Vos Savant's argument can be considered to be completely correct. In essence she is ignoring the specific door numbers from the start, by symmetry. This is a completely intuitive step of many people thinking about the problem, and is also suggested by the problem statement's use of the words say Door 1, say Door 3. The words are used to help us visualise the problem, but also to trick us into seeing the problem at the stage after we have chosen a specific door and a specific door has been opened, forgetting the procedure whereby one particular door got opened, which does depend in fact both on our own choice and on the location of the car. The host does not have a free choice, and the probabilities of what he does, depends on the situation at that moment. We need to keep in mind the whole procedure. We are mislead into discarding the relevant information (how we got to this situation), and remembering only the final situation. And then we intuitively come to the wrong decision. The right information to discard are the actual numbers written on the doors in the case at hand!
Here is another, rigorous, complete, solution, on the lines of vos Savant: Because the numbers are completely arbitrary, one can discard them in advance. The only relevant things are the functions or roles of the doors. Forget the numbers painted on them! There are three doors: a door chosen by us, a door opened by the host, and a door remaining closed. One of the three hides a car. The question is, what are the probabilities that the car is behind each of these three doors. These subjective probabilities are determined in advance, and they never change, till the very end of the game. The probabilities are 1/3, 0, 2/3. That's obvious, isn't it? From this point of view Vos Savant's solution is completely correct, and there are reliable authorities enough who support this point of view. Forget the door numbers, they are irrelevant!
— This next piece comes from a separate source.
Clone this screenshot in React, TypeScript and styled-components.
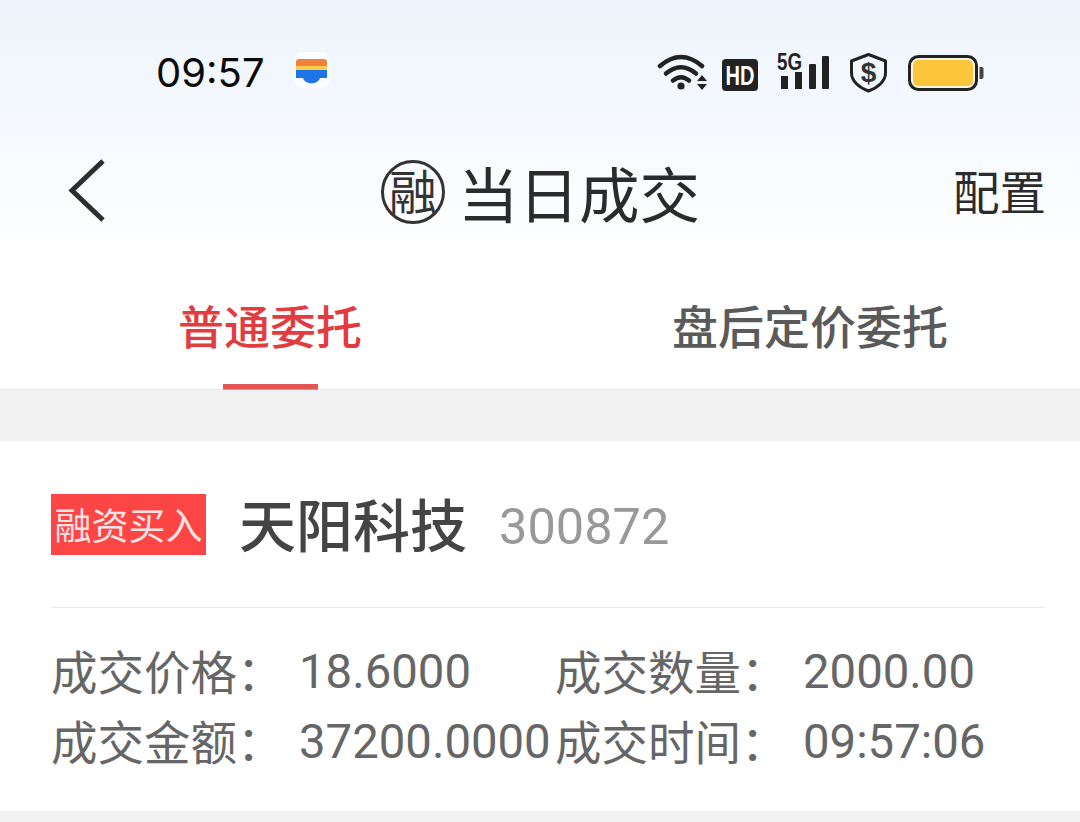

MHP is a brain teaser, a trick, a joke, a surprise; the formulation is cleverly chosen so as to entice you into the wrong line of thought. Just like a good joke. One needs to step back, rethink, look at the whole problem from a new point of view, and only then will intuition give us the right answer, and you see the joke. As the Joker said in the film "The Dark Knight", "not so serious!". The good intuition is: the door numbers are irrelevant. The initial choice has 1/3 chance to hit the car. Hence switching gives the car with probability 2/3. End of story (at least, that's my opinion, but also the opinion of quite a few reliable sources, including many professional mathematicians). See http://www.math.leidenuniv.nl/~gill#MHP for further contributions by me. Richard Gill (talk) 09:44, 7 January 2012 (UTC)
- I do not agree that vos Savant's solution is flawed, but that's another matter.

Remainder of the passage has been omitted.